1939-1940... Deep in the Big Depression. People were flocking from New York City to upstate — no assistance to be had — not a job for anyone in the city. Worker was surprised during a walk up a lane in the town of Schoharie to hear lovely violin music. It turned out that the man of the house had a position in a well-known New York City orchestra. His wife and two teenage children were also there, all intelligent and well spoken. It seemed degrading to me that all we had to offer him was a job on the road at $4 a day.

Another experience during the same period was a family I met who sold their home in the city and bought a farm and three cows in the town of Broome that had been sold them by an overzealous real estate agent. “Such beautiful hay,” he told me, said the new farmer. It was all goldenrod. However with some assistance the family worked together and made a small success.

An experience in the town of Gilboa was most unpleasant. The family applied for assistance and when worker arrived the Mrs. was busy at the sewing machine making her daughter a coat from a large one. When worker asked Mr. M about taking a job on the town road he said he wouldn’t consider it for the small amount he would be paid.
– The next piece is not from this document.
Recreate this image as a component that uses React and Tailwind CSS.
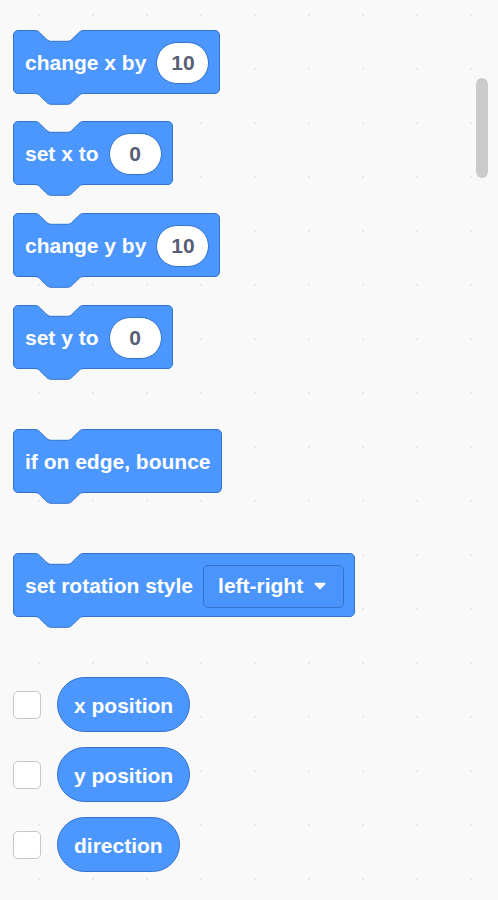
import React from "react";

const CURVE =
  "c2.7,0 4.05,1.35 5.4,2.7 l5.4,5.4 c1.35,1.35 2.7,2.7 5.4,2.7 h16.2 c2.7,0 4.05,-1.35 5.4,-2.7 l5.4,-5.4 c1.35,-1.35 2.7,-2.7 5.4,-2.7";

function TopNotch() {
  return (
    <svg
      className="absolute top-[-1px] left-[20.6px] overflow-visible"
      width="49"
      height="12"
      viewBox="0 0 49 12"
    >
      <path d={`M0,0 L0,0.5 ${CURVE} L48.6,0 Z`} fill="#f9f9f9" />
      <path d={`M0,0.5 ${CURVE}`} fill="none" stroke="#3373CC" strokeWidth="1" />
    </svg>
  );
}

function BottomTab() {
  return (
    <svg
      className="absolute top-full left-[20.6px] overflow-visible"
      width="49"
      height="12"
      viewBox="0 0 49 12"
    >
      <path d={`M0,0 L0,0.5 ${CURVE} L48.6,0 Z`} fill="#4C97FF" />
      <path d={`M0,0.5 ${CURVE}`} fill="none" stroke="#3373CC" strokeWidth="1" />
    </svg>
  );
}

function Block({ children, className = "" }) {
  return (
    <div
      className={`relative self-start flex items-center gap-[10px] h-[64px] pt-[2px] pl-[11px] pr-[10px] rounded-[5px] bg-[#4C97FF] border border-[#3373CC] text-white ${className}`}
    >
      <TopNotch />
      {children}
      <BottomTab />
    </div>
  );
}

function NumInput({ value }) {
  return (
    <div className="flex items-center justify-center h-[42px] min-w-[53px] px-3 rounded-full bg-white border border-[#3373CC] text-[#575E75]">
      {value}
    </div>
  );
}

function Dropdown({ value }) {
  return (
    <div className="flex items-center gap-[11px] h-[43px] pl-[14px] pr-[17px] rounded-[5px] bg-[#4A94FB] border border-[#3373CC] text-white">
      <span>{value}</span>
      <svg width="12" height="8" viewBox="0 0 12 8">
        <path
          d="M1.4,0.8 H10.6 a0.9,0.9 0 0 1 0.65,1.5 L6.7,7 a0.95,0.95 0 0 1 -1.4,0 L0.75,2.3 A0.9,0.9 0 0 1 1.4,0.8 Z"
          fill="#ffffff"
        />
      </svg>
    </div>
  );
}

function Reporter({ label, className = "" }) {
  return (
    <div className={`flex items-center gap-[16px] ${className}`}>
      <div className="w-[28px] h-[28px] rounded-[5px] bg-white border border-[#c6c6c6]" />
      <div className="flex items-center h-[55px] pt-[2px] px-4 rounded-full bg-[#4C97FF] border border-[#3373CC] text-white">
        {label}
      </div>
    </div>
  );
}

export default function App() {
  return (
    <div
      className="relative w-full min-h-[900px] overflow-hidden bg-[#f9f9f9] bg-[radial-gradient(circle,#e9e9e9_1px,transparent_1.6px)] bg-[length:54px_54px] bg-[position:12px_-12px] text-[21px] font-bold leading-normal"
      style={{ fontFamily: '"Liberation Sans", Arial, sans-serif' }}
    >
      <div className="flex flex-col pl-[13px] pt-[30px]">
        <Block>
          <span>change x by</span>
          <NumInput value="10" />
        </Block>
        <Block className="mt-[27px]">
          <span>set x to</span>
          <NumInput value="0" />
        </Block>
        <Block className="mt-[28px]">
          <span>change y by</span>
          <NumInput value="10" />
        </Block>
        <Block className="mt-[28px]">
          <span>set y to</span>
          <NumInput value="0" />
        </Block>
        <Block className="mt-[60px]">
          <span>if on edge, bounce</span>
        </Block>
        <Block className="mt-[60px]">
          <span>set rotation style</span>
          <Dropdown value="left-right" />
        </Block>
        <Reporter label="x position" className="mt-[60px]" />
        <Reporter label="y position" className="mt-[15px]" />
        <Reporter label="direction" className="mt-[15px]" />
      </div>
      <div className="absolute left-[476px] top-[78px] w-[12px] h-[100px] rounded-full bg-[#cbcbcb]" />
    </div>
  );
}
Worker told him he could report for work or find himself in the Schoharie Co. Jail which is just what actually happened, and then Mr. M told the Sheriff he would go from jail to work — worker during home visit also talked with the teenage son about going into the Civilian Conservation Corps. His answer “what they pay wouldn’t keep me in cigarettes.” Then Mrs. M spoke up “you both know what she says is true, so just give it to them, Lady!”

It all happened 60 some years ago — the time of the Great Depression.